The Reagan administration yesterday brushed aside a new Soviet proposal for halting underground nuclear tests, but officials indicated that internal discussions are under way about a new U.S. offer on nuclear test monitoring.
President Reagan revealed Wednesday in a letter to Sen. Robert J. Dole (R-Kan.) that he had proposed to Soviet leader Mikhail Gorbachev in December that the two nations convene a meeting of nuclear testing experts in February "to discuss our respective verification approaches and to address initial tangible steps to resolve this issue."
Reagan said the Soviets did not respond to that offer. Gorbachev yesterday offered to extend the Soviets' self-imposed moratorium on testing indefinitely until the United States detonates another nuclear bomb.
Other administration officials said Reagan's proposal in December had been prompted by a Dec. 5 letter from Gorbachev asking that the United States join the Soviet moratorium.

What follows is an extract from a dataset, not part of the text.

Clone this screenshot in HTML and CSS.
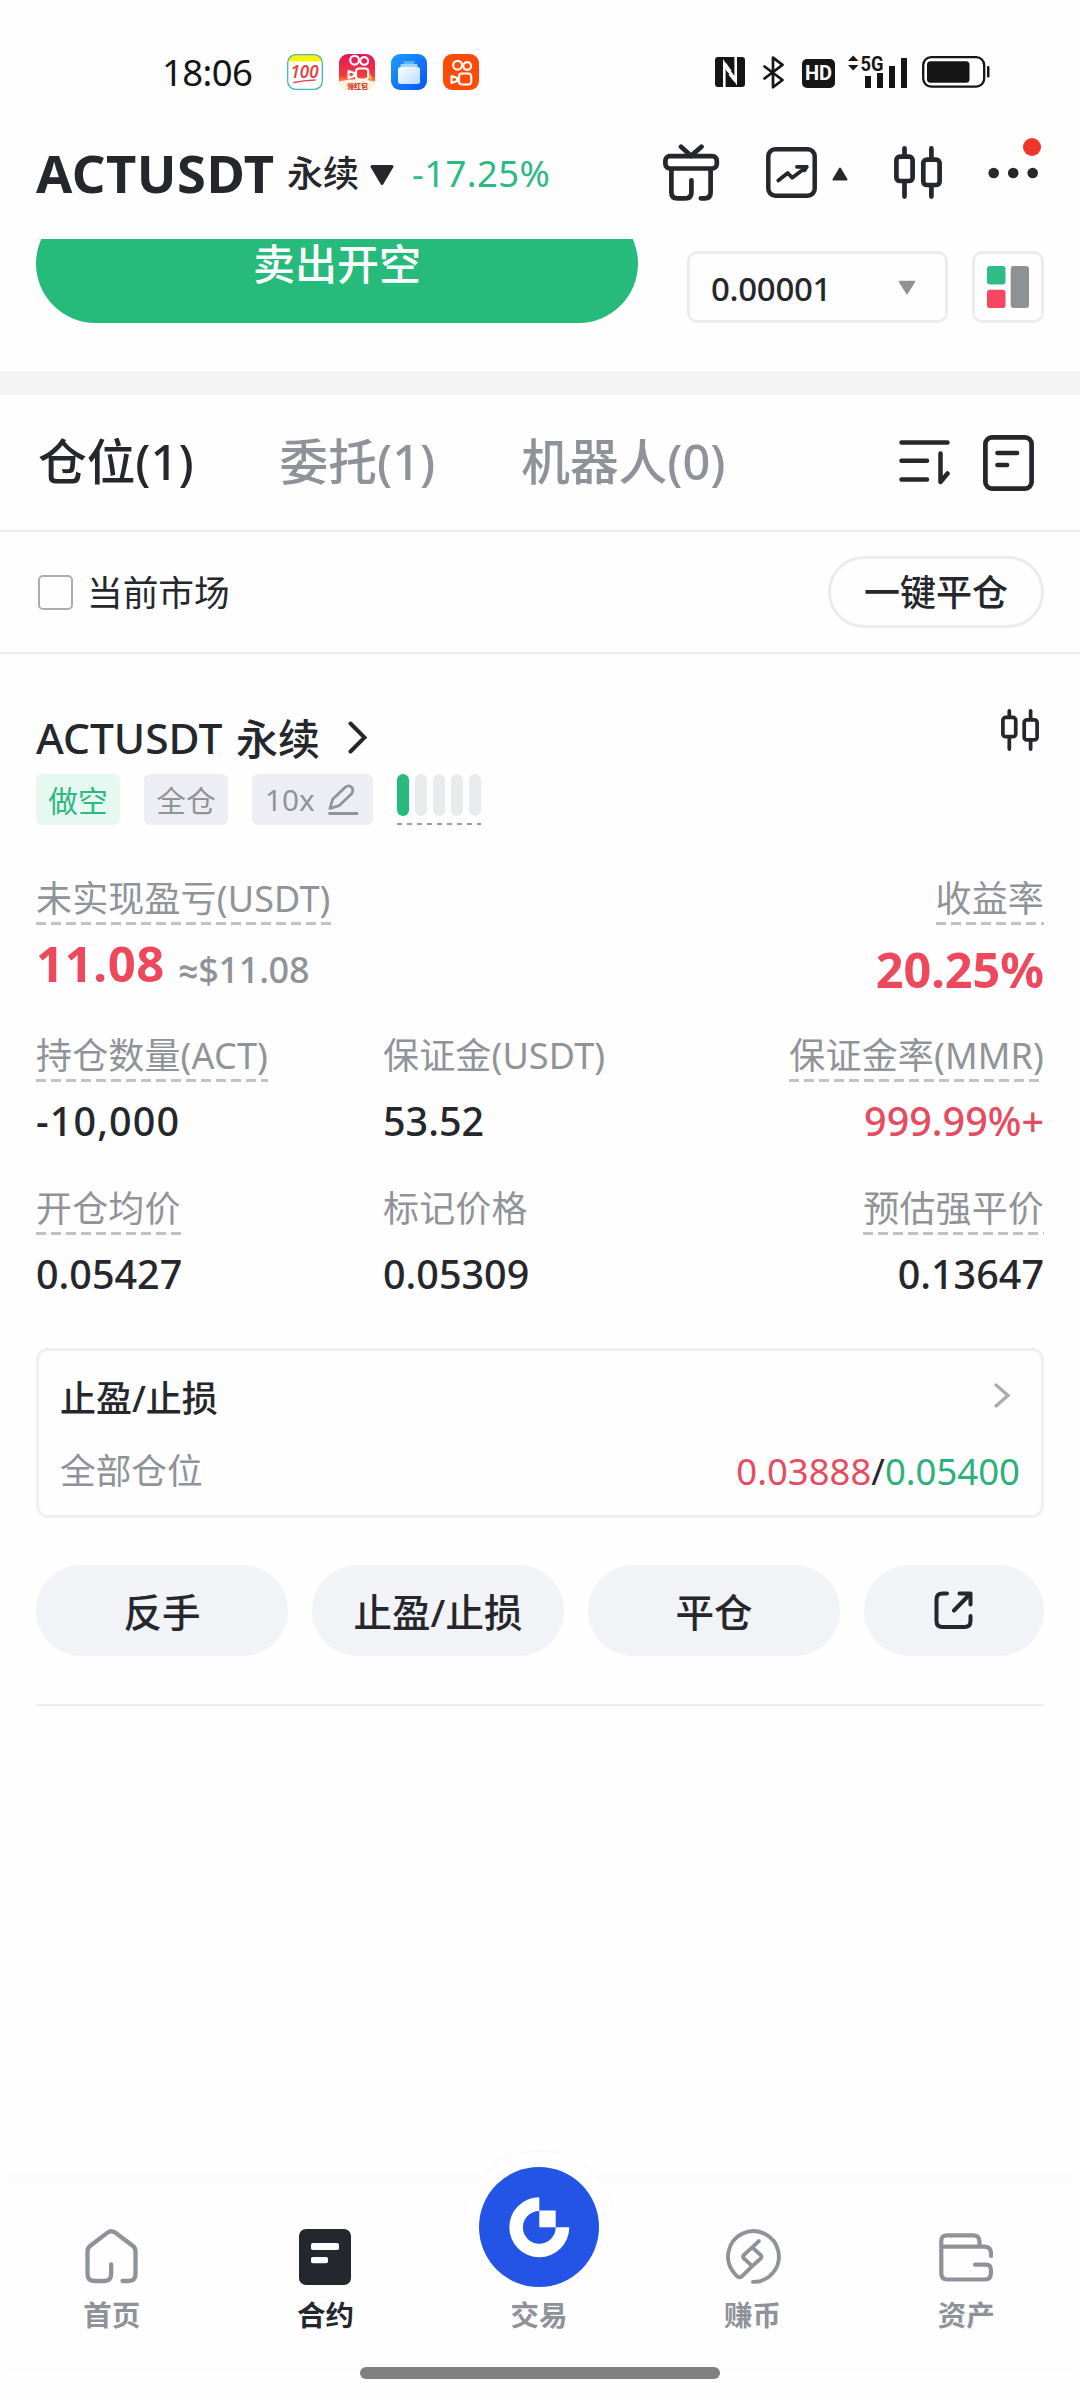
FILE: index.html
```html
<!DOCTYPE html>
<html lang="zh-CN">
<head>
<meta charset="utf-8">
<title>ACTUSDT 永续</title>
<link rel="stylesheet" href="styles.css">
</head>
<body>
<svg class="defs" width="0" height="0" aria-hidden="true">
  <symbol id="candles" viewBox="0 0 48 53">
    <g fill="none" stroke="currentColor" stroke-width="4.7" stroke-linecap="round">
      <rect x="2.4" y="10.6" width="16.2" height="24.4" rx="3.5"/>
      <rect x="29.3" y="13.6" width="16.3" height="25.4" rx="3.5"/>
      <path d="M10.5 2.4V9M10.5 37v13.6M37.4 2.4V12M37.4 41v9.6"/>
    </g>
  </symbol>
  <symbol id="camera" viewBox="0 0 36 35">
    <g fill="none" stroke="#fff" stroke-width="2.2" stroke-linejoin="round">
      <circle cx="14.6" cy="10.2" r="4.4"/>
      <circle cx="24.2" cy="11" r="3.9"/>
      <rect x="16" y="18.500" width="12.2" height="11" rx="3"/>
      <path d="M8.600 21v7l5.600-2v-3z"/>
    </g>
  </symbol>
</svg>

<div class="status">
  <span class="clock">18:06</span>
  <div class="apps">
    <svg width="36" height="36" viewBox="0 0 36 36">
      <rect x=".7" y=".7" width="34.6" height="34.6" rx="8" fill="#fff"/>
      <path d="M1 7.5V7a6.500 6.500 0 0 1 6.500-6.500h21A6.500 6.500 0 0 1 35 7v.5z" fill="#fbf500"/>
      <rect x=".7" y=".7" width="34.600" height="34.600" rx="8" fill="none" stroke="#45b5be" stroke-width="1.300"/>
      <text class="hundred" x="17.500" y="24" text-anchor="middle">100</text>
      <path d="M7 28.500q10-2 21-2.500" fill="none" stroke="#e04848" stroke-width="1.500" stroke-linecap="round"/>
    </svg>
    <svg width="36" height="36" viewBox="0 0 36 36">
      <defs><linearGradient id="gr" x1="0" y1="0" x2="0" y2="1"><stop offset="0" stop-color="#e6145a"/><stop offset=".6" stop-color="#f23a3c"/><stop offset=".8" stop-color="#fb9a4c"/></linearGradient></defs>
      <rect width="36" height="36" rx="9" fill="url(#gr)"/>
      <path d="M0 27.500q18-4.500 36 0a9 8 0 0 1-9 8.500H9a9 8 0 0 1-9-8.500z" fill="#fff3e0"/>
      <use href="#camera" x="1" y="-4" width="36" height="35"/>
      <path d="M32 20l-3 4h2l-1 3 4-4h-2z" fill="#ffc23c"/>
      <text class="tiny" x="18.500" y="34.500" text-anchor="middle">领红包</text>
    </svg>
    <svg width="36" height="36" viewBox="0 0 36 36">
      <defs>
        <linearGradient id="gb" x1="0" y1="0" x2="1" y2="1"><stop offset="0" stop-color="#1f9dfc"/><stop offset="1" stop-color="#0a53fb"/></linearGradient>
        <linearGradient id="gw" x1="0" y1="0" x2="1" y2="1"><stop offset="0" stop-color="#fff"/><stop offset="1" stop-color="#b9dcff"/></linearGradient>
      </defs>
      <rect width="36" height="36" rx="9" fill="url(#gb)"/>
      <rect x="12.500" y="7" width="11" height="3" rx="1" fill="#5cb4fd"/>
      <rect x="9.500" y="10" width="17" height="3" rx="1" fill="#a5d4fe"/>
      <rect x="7" y="13" width="22" height="17" rx="2.500" fill="url(#gw)"/>
    </svg>
    <svg width="36" height="36" viewBox="0 0 36 36">
      <rect width="36" height="36" rx="9" fill="#fc4b08"/>
      <use href="#camera" width="36" height="35" y="1"/>
    </svg>
  </div>
  <div class="signals">
    <svg width="30" height="30" viewBox="0 0 30 30">
      <rect width="30" height="30" rx="3" fill="#151515"/>
      <path d="M9.300 30V6.500L20.700 24V0" fill="none" stroke="#fefefe" stroke-width="2.600"/>
      <path d="M9.300 7l5.700 8M15 16.500l5.700 7" stroke="#fefefe" stroke-width="4"/>
    </svg>
    <svg class="bt" width="22" height="33" viewBox="0 0 22 33">
      <path d="M1.500 10.500L19.500 24 10 31.300V1.700l9.500 7.200L1.500 22.500" fill="none" stroke="#151515" stroke-width="2.700" stroke-linejoin="round" stroke-linecap="round"/>
    </svg>
    <span class="hd">HD</span>
    <svg class="cell" width="62" height="45" viewBox="0 -6 62 45">
      <path d="M2 6l5.200-5.500L12.500 6zM2 10l5.200 5.500L12.500 10z" fill="#151515"/>
      <text class="gen" x="14.500" y="15.500" textLength="23" lengthAdjust="spacingAndGlyphs">5G</text>
      <path d="M19 21h6v12h-6zM31 18h6v15h-6zM43 11h6v22h-6zM55 3h6v30h-6z" fill="#151515"/>
    </svg>
    <svg width="68" height="32" viewBox="0 0 68 32">
      <rect x="1.200" y="1.200" width="61" height="29.400" rx="8" fill="none" stroke="#151515" stroke-width="2.300"/>
      <rect x="5" y="5.300" width="42.500" height="21.400" rx="3.500" fill="#151515"/>
      <rect x="65" y="10" width="2.500" height="11.500" rx="1" fill="#151515"/>
    </svg>
  </div>
</div>

<div class="header">
  <span class="symbol">ACTUSDT</span>
  <span class="kind">永续</span>
  <svg class="caret" width="26" height="22" viewBox="0 0 26 22"><path d="M3 2.500h20L13 19.500z" fill="currentColor" stroke="currentColor" stroke-width="3" stroke-linejoin="round"/></svg>
  <span class="change">-17.25%</span>
  <svg class="gift" width="57" height="58" viewBox="0 0 57 58" fill="none" stroke="currentColor" stroke-width="4.700" stroke-linecap="round">
    <rect x="2.400" y="12.200" width="51.400" height="12.300" rx="4.500"/>
    <path d="M18 2.800l10 9 10.500-9M8.400 26v22.500q0 5.800 6 5.800h8q6 0 6-5.800V36.300M47.600 26v22.500q0 5.800-6 5.800h-3.800"/>
  </svg>
  <svg class="chart" width="51" height="51" viewBox="0 0 51 51" fill="none" stroke="currentColor" stroke-width="4.500" stroke-linecap="round" stroke-linejoin="round">
    <rect x="2.300" y="2.300" width="46.400" height="46.400" rx="7"/>
    <path stroke-width="3.800" d="M12.300 33.500l9.400-7.500 4.500 4.800L40.800 19.800H31M40.800 19.800l-2.300 3.500"/>
  </svg>
  <svg class="up" width="16" height="14" viewBox="0 0 16 14"><path d="M8 1.500l6.500 11h-13z" fill="currentColor" stroke="currentColor" stroke-width="2" stroke-linejoin="round"/></svg>
  <svg class="candle-icon" width="48" height="53"><use href="#candles" width="48" height="53"/></svg>
  <div class="more">
    <svg width="51" height="12" viewBox="0 0 51 12"><g fill="currentColor"><circle cx="5.700" cy="6" r="5.300"/><circle cx="25.200" cy="6" r="5.300"/><circle cx="44.700" cy="6" r="5.300"/></g></svg>
    <span class="badge"></span>
  </div>
</div>

<div class="trade">
  <div class="sell"><span>卖出开空</span></div>
  <div class="precision"><span>0.00001</span><svg width="18" height="15" viewBox="0 0 18 15"><path d="M1.500 1.500h15L9 13.500z" fill="#8e9297" stroke="#8e9297" stroke-width="1.500" stroke-linejoin="round"/></svg></div>
  <div class="bookmode">
    <svg width="42" height="42" viewBox="0 0 42 42"><rect width="18.500" height="18.500" rx="3" fill="#2ebd85"/><rect y="23.700" width="18.500" height="18.500" rx="3" fill="#f5475d"/><rect x="23.700" width="18.300" height="42" rx="3" fill="#8e9297"/></svg>
  </div>
</div>

<div class="band"></div>

<div class="tabs">
  <span class="tab active">仓位(1)</span>
  <span class="tab">委托(1)</span>
  <span class="tab">机器人(0)</span>
  <svg class="sort" width="51" height="47" viewBox="0 0 51 47" fill="none" stroke="currentColor" stroke-width="4.500" stroke-linecap="round" stroke-linejoin="round"><path d="M2.500 3.500h46M2.500 21.800H28M2.500 40.500H28M41.500 14.500v28.500l7-8.500"/></svg>
  <svg class="doc" width="51" height="56" viewBox="0 0 51 56" fill="none" stroke="currentColor" stroke-width="4.700" stroke-linecap="round"><rect x="2.400" y="2.400" width="46.200" height="51.200" rx="6.500"/><path d="M14.500 18H34M14.500 30H24"/></svg>
</div>

<div class="filter">
  <span class="check"></span>
  <span class="filter-label">当前市场</span>
  <span class="closeall">一键平仓</span>
</div>

<div class="position">
  <div class="title">
    <span class="name">ACTUSDT</span><span class="type">永续</span>
    <svg class="chev" width="20" height="33" viewBox="0 0 20 33"><path d="M2.500 2.500L16.500 16.500 2.500 30.500" fill="none" stroke="currentColor" stroke-width="4" stroke-linecap="round"/></svg>
    <svg class="mini" width="38" height="42"><use href="#candles" width="38" height="42"/></svg>
  </div>
  <div class="tags">
    <span class="tag short">做空</span>
    <span class="tag">全仓</span>
    <span class="tag lever">10x
      <svg width="31" height="32" viewBox="0 0 31 32" fill="none" stroke="currentColor" stroke-width="2.800" stroke-linecap="round" stroke-linejoin="round"><path d="M2 24.500l2.600-9.200L17.300 3.200q3.500-2.700 6.300 0 2.400 3 0 6.500L11 21.700zM1.500 29.500h27.500"/></svg>
    </span>
    <span class="risk"><i class="on"></i><i></i><i></i><i></i><i></i></span>
  </div>

  <div class="metrics first">
    <div class="metric"><span class="label dash">未实现盈亏(USDT)</span><span class="pnl"><b>11.08</b><span class="approx"><span class="sign">≈</span>$11.08</span></span></div>
    <div class="metric right"><span class="label dash">收益率</span><span class="roe">20.25%</span></div>
  </div>
  <div class="metrics">
    <div class="metric"><span class="label dash">持仓数量(ACT)</span><span class="value qty">-10,000</span></div>
    <div class="metric"><span class="label">保证金(USDT)</span><span class="value">53.52</span></div>
    <div class="metric right"><span class="label dash">保证金率(MMR)</span><span class="value red">999.99%+</span></div>
  </div>
  <div class="metrics">
    <div class="metric"><span class="label dash">开仓均价</span><span class="value">0.05427</span></div>
    <div class="metric"><span class="label">标记价格</span><span class="value">0.05309</span></div>
    <div class="metric right"><span class="label dash">预估强平价</span><span class="value">0.13647</span></div>
  </div>

  <div class="tpsl">
    <div class="row"><span class="strong">止盈/止损</span><svg class="go" width="17" height="25" viewBox="0 0 17 25"><path d="M2 2l12 10.500L2 23" fill="none" stroke="#a9abae" stroke-width="3.200" stroke-linecap="round"/></svg></div>
    <div class="row"><span class="muted">全部仓位</span><span class="prices"><span class="red">0.03888</span>/<span class="green">0.05400</span></span></div>
  </div>

  <div class="actions">
    <span class="btn">反手</span>
    <span class="btn">止盈/止损</span>
    <span class="btn">平仓</span>
    <span class="btn share">
      <svg width="40" height="39" viewBox="0 0 40 39" fill="none" stroke="currentColor" stroke-width="4" stroke-linecap="round" stroke-linejoin="round"><path d="M13 2.500H8.500q-6 0-6 6V30q0 6 6 6h22q6 0 6-6v-5M20 19.500L36.500 2.500M25.500 2.500h11v11"/></svg>
    </span>
  </div>
</div>

<div class="nav">
  <div class="item">
    <svg width="53" height="56" viewBox="0 0 53 56" fill="none" stroke="currentColor" stroke-width="4.300" stroke-linecap="round"><path d="M26.200 35.500V45q0 7-7 7H9.500q-7 0-7-7V22.500q0-3.500 2.500-5.500L22.500 3.600q3.800-2.800 7.600 0L48 17q2.500 2 2.500 5.500V45q0 7-7 7h-6"/></svg>
    <span>首页</span>
  </div>
  <div class="item current">
    <svg width="52" height="56" viewBox="0 0 52 56"><rect width="52" height="56" rx="7" fill="currentColor"/><rect x="12" y="14" width="28" height="7" rx="1.800" fill="#fefefe"/><rect x="12" y="28" width="17" height="6.300" rx="1.800" fill="#fefefe"/></svg>
    <span>合约</span>
  </div>
  <div class="item center">
    <div class="fab">
      <svg width="120" height="120" viewBox="0 0 120 120"><circle cx="60" cy="60" r="60" fill="#2354e6"/><path d="M60.300 30.300v13.600a16.400 16.400 0 1 0 16.400 16.400h13.600a30 30 0 1 1-30-30z" fill="#fff"/><path d="M60.300 43.500h16.400v16.800H60.300z" fill="#fff"/></svg>
    </div>
    <span>交易</span>
  </div>
  <div class="item">
    <svg width="58" height="58" viewBox="0 0 58 58" fill="none" stroke="currentColor" stroke-width="4" stroke-linecap="round" stroke-linejoin="round"><path d="M29 54.800A26.300 26.300 0 1 0 9 45l3 3.500q2.500 2.500 5.500.5L28.200 38.500 19.500 30.500q-1.600-1.800 0-3.600L28.200 19 37 26.900q1.600 1.800 0 3.600L28.200 38.500M28.200 19l6.800-6.500"/></svg>
    <span>赚币</span>
  </div>
  <div class="item">
    <svg width="54" height="56" viewBox="0 -4 54 56" fill="none" stroke="currentColor" stroke-width="4.200" stroke-linecap="round"><path d="M2.300 13.700V8q0-5.700 5.700-5.700h26q6.500 0 6.500 6.500v4.900M2.300 13.700H45q7 0 7 6.500V23M2.300 13.700v26.500q0 6.300 6.300 6.300h37q6.300 0 6.300-6.300v-3.500q0-5-5-5H36"/></svg>
    <span>资产</span>
  </div>
</div>
<div class="home"></div>
</body>
</html>
```
FILE: styles.css
```css
* { box-sizing: border-box; }
body {
  margin: 0;
  width: 1080px;
  height: 2400px;
  display: flex;
  flex-direction: column;
  overflow: hidden;
  background: #fefefe;
  color: #25272c;
  font-family: "Noto Sans", "Noto Sans CJK SC", sans-serif;
  font-size: 36px;
  line-height: 1;
  white-space: nowrap;
}
svg { display: block; flex: none; }
.defs { position: absolute; }

.status {
  height: 108px;
  padding: 36px 90px 0 162px;
  display: flex;
  align-items: center;
}
.clock { width: 125px; font-size: 36.500px; letter-spacing: -.6px; color: #151515; }
.apps { display: flex; gap: 16px; }
.hundred { font: italic 600 17px "Noto Sans", sans-serif; fill: #e04848; }
.tiny { font: 900 7px "Noto Sans CJK SC", sans-serif; fill: #d63a28; }
.signals { margin-left: auto; display: flex; align-items: center; }
.bt { margin-left: 18px; }
.hd {
  width: 33px;
  height: 29px;
  margin: 2px 0 0 17px;
  border-radius: 5px;
  background: #151515;
  color: #fefefe;
  font: bold 20px/29px "Roboto", sans-serif;
  text-align: center;
}
.cell { margin: -1px 14px 0 11px; }
.gen { font: bold 21px "Roboto", sans-serif; fill: #151515; }

.header {
  height: 131px;
  padding: 0 36px;
  display: flex;
  align-items: center;
}
.symbol { width: 251px; font-size: 52.500px; font-weight: 700; letter-spacing: .5px; }
.kind { width: 82px; font-size: 36px; font-weight: 500; }
.caret { margin-top: 3px; }
.change { margin-left: 17px; width: 251px; font-size: 36.500px; letter-spacing: .4px; color: #2db983; }
.gift, .candle-icon { margin-top: -2px; }
.chart { margin: -2px 0 0 46px; }
.up { margin-left: 15px; }
.candle-icon { margin-left: 46px; }
.more { position: relative; margin: -2px 0 0 46px; }
.badge {
  position: absolute;
  left: 35px;
  top: -29px;
  width: 18px;
  height: 18px;
  border-radius: 50%;
  background: #ee3727;
}

.trade {
  height: 132px;
  padding: 0 36px;
  display: flex;
  align-items: flex-start;
  overflow: hidden;
}
.sell {
  width: 602px;
  height: 119px;
  margin: -35px 49px 0 0;
  border-radius: 60px;
  background: #26ba7b;
  color: #fff;
  font-size: 42px;
  font-weight: 500;
  display: flex;
  align-items: center;
  justify-content: center;
}
.precision, .bookmode {
  height: 72px;
  margin-top: 12px;
  border: 3px solid #ececec;
  border-radius: 10px;
  display: flex;
  align-items: center;
}
.precision {
  width: 261px;
  padding: 0 29px 0 21px;
  justify-content: space-between;
  font-size: 33px;
}
.precision span { padding-top: 2px; letter-spacing: -.3px; font-weight: 500; }
.bookmode { width: 72px; margin-left: 24px; justify-content: center; }

.band { height: 24px; background: #f4f4f7; }

.tabs {
  height: 137px;
  padding: 0 46px 0 38px;
  border-bottom: 2px solid #ededed;
  display: flex;
  align-items: center;
  font-size: 48.700px;
}
.tab { margin: -3px 86px 0 0; color: #8f9399; font-weight: 500; }
.tab.active { color: #25272c; }
.sort { margin-left: auto; }
.doc { margin-left: 33px; }
.tab:nth-of-type(3) { margin-right: 0; }

.filter {
  height: 122px;
  padding: 0 36px 0 38px;
  border-bottom: 2px solid #ededed;
  display: flex;
  align-items: center;
}
.check { width: 35px; height: 35px; border: 2.500px solid #adadad; border-radius: 5px; }
.filter-label { margin: 2px 0 0 14px; font-size: 35.700px; }
.closeall {
  width: 216px;
  height: 72px;
  margin-left: auto;
  border: 3px solid #ececec;
  border-radius: 36px;
  text-align: center;
  font-weight: 500;
  line-height: 68px;
}

.position { padding: 47px 36px 0; }
.title {
  height: 73px;
  display: flex;
  align-items: center;
  font-size: 42.500px;
  font-weight: 500;
}
.name { width: 200px; padding-top: 1px; }
.type { width: 112px; padding-top: 3px; font-size: 42px; }
.mini { margin: 8px 5px 0 auto; align-self: flex-start; }
.tags { display: flex; height: 51px; }
.tag {
  width: 84px;
  height: 51px;
  margin-right: 24px;
  border-radius: 6px;
  background: #edeef4;
  color: #909398;
  font-size: 29.700px;
  line-height: 53px;
  text-align: center;
}
.tag.short { background: #e7f8f0; color: #2db983; }
.tag.lever {
  width: 121px;
  padding: 0 14px 0 13px;
  display: flex;
  align-items: center;
  justify-content: space-between;
}
.risk {
  width: 84px;
  display: flex;
  gap: 6px;
  background: repeating-linear-gradient(90deg, #9a9da1 0 5px, transparent 5px 10px) 0 100% / 100% 2px no-repeat;
}
.risk i { width: 12px; height: 42px; border-radius: 6px; background: #e9eaec; }
.risk .on { background: #26ba7b; }

.metrics { display: grid; grid-template-columns: 347px 1fr auto; margin-bottom: 31px; }
.metrics.first { grid-template-columns: 1fr auto; margin: 54px 0 35px; }
.metric { display: flex; flex-direction: column; align-items: flex-start; }
.metric.right { align-items: flex-end; }
.label { height: 46px; line-height: 39px; color: #909499; font-size: 36px; letter-spacing: .15px; }
.dash { background: repeating-linear-gradient(90deg, #bfc2c6 0 10px, transparent 10px 15px) 0 100% / 100% 3px no-repeat; }
.value { height: 76px; line-height: 78px; font-size: 39.500px; font-weight: 500; }
.qty { letter-spacing: 1.100px; }
.red { color: #e64c61; }
.green { color: #2db07c; }
.pnl { height: 76px; display: flex; line-height: 77px; }
.pnl b { width: 142px; font-size: 49px; letter-spacing: .6px; color: #ee485c; }
.approx { padding-top: 8px; line-height: 68px; padding-top: 11px; color: #8f9399; font-size: 36px; font-weight: 500; letter-spacing: -.3px; }
.sign { font-family: "Roboto", sans-serif; }
.roe { height: 76px; line-height: 89px; font-size: 48.500px; font-weight: 700; color: #ee485c; }

.tpsl {
  height: 170px;
  margin-top: 37px;
  padding: 11px 21px 0;
  border: 3px solid #eeefef;
  border-radius: 12px;
}
.row { height: 72.500px; display: flex; align-items: center; justify-content: space-between; }
.strong { padding-top: 2px; font-weight: 500; }
.muted { color: #8f9399; font-size: 35.700px; }
.go { margin: -5px 9px 0 0; }
.prices { font-size: 36.500px; }

.actions { margin-top: 47px; display: grid; grid-template-columns: 252px 252px 252px 180px; gap: 24px; padding-bottom: 48px; border-bottom: 2px solid #ededed; }
.btn {
  height: 91px;
  border-radius: 46px;
  background: #f1f3f7;
  padding-top: 3px;
  display: flex;
  align-items: center;
  justify-content: center;
  font-size: 38.500px;
  font-weight: 500;
}
.share { padding-top: 0; }

.nav {
  height: 186px;
  margin-top: auto;
  padding: 48px 7px 0 5px;
  display: grid;
  grid-template-columns: repeat(5, 1fr);
  background: #fefefe;
  box-shadow: 0 -2px 10px rgba(0, 0, 0, .025);
}
.item {
  display: flex;
  flex-direction: column;
  align-items: center;
  color: #8f9399;
  font-size: 28.500px;
  font-weight: 700;
}
.item svg { height: 56px; }
.item span { margin-top: 15px; line-height: 30px; }
.item.current { color: #25272f; }
.item .fab {
  width: 150px;
  height: 150px;
  margin: -77px 0 -17px;
  border-radius: 50%;
  padding: 15px;
  background: #fefefe;
  box-shadow: 0 -3px 6px -2px rgba(0, 0, 0, .03);
}
.fab svg { height: 120px; }
.home {
  width: 360px;
  height: 12px;
  margin: 0 auto 21px;
  border-radius: 6px;
  background: #808080;
}
```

The Soviets have expressed willingness to permit some on-site inspections to verify a ban on underground nuclear tests; the United States is seeking on-site monitoring to verify that continued tests do not exceed certain limits.
A State Department official said "a lot of work has been taking place" in U.S. agencies concerned with verification of nuclear tests but that no new conclusions have yet been presented to the Soviets.
Reagan brought up the testing issue Wednesday in an interview with The Baltimore Sun, saying that he offered to permit Soviet experts to "come here with whatever equipment they wanted to bring and be witness to one of our underground tests." He noted that the United States believes that in the past the Soviets exceeded the limit of 150 kilotons established by the 1974 Threshold Test Ban Treaty. The United States has never ratified the treaty, but both sides have said they are respecting its provisions.
White House spokesman Larry Speakes said yesterday that the United States "places a high priority" on enhancing means of verifying the size of underground nuclear explosions as a step toward U.S. ratification of the Threshold Test Ban Treaty and the 1976 Peaceful Nuclear Explosions Treaty.
Speakes, responding to a new Soviet extension of its self-imposed moratorium on nuclear tests, told reporters yesterday that "it is necessary for us to conduct tests and our allies to conduct tests in the near future" because nuclear weapons are important to the U.S. deterrent force and because the Soviets have made gains in this area.
Gorbachev has said he looks to progress on the testing issue, along with movement toward an accord on intermediate-range nuclear forces (INF) in Europe, as moves that would justify scheduling another summit meeting with Reagan this summer.
Moscow imposed a unilateral halt to its testing last August and has continued it through several installments ever since. The last announced U.S. weapons test was last Dec. 28. A new test series at the Nevada test site would normally be expected to begin by mid-March.
A spokesman at the test site said, "We are preparing for a test . . . . We have a test program we are following." But he said test dates are classified and that no advance announcements are made except when the tremors are large enough to cause concern in nearby towns.
Last week, the State Department confirmed reports that Soviet diplomats had "given faint hints that they might consider some improved verification arrangements" on the Threshold Test Ban Treaty. But a spokesman added, "The Soviet government has made no proposal in this regard."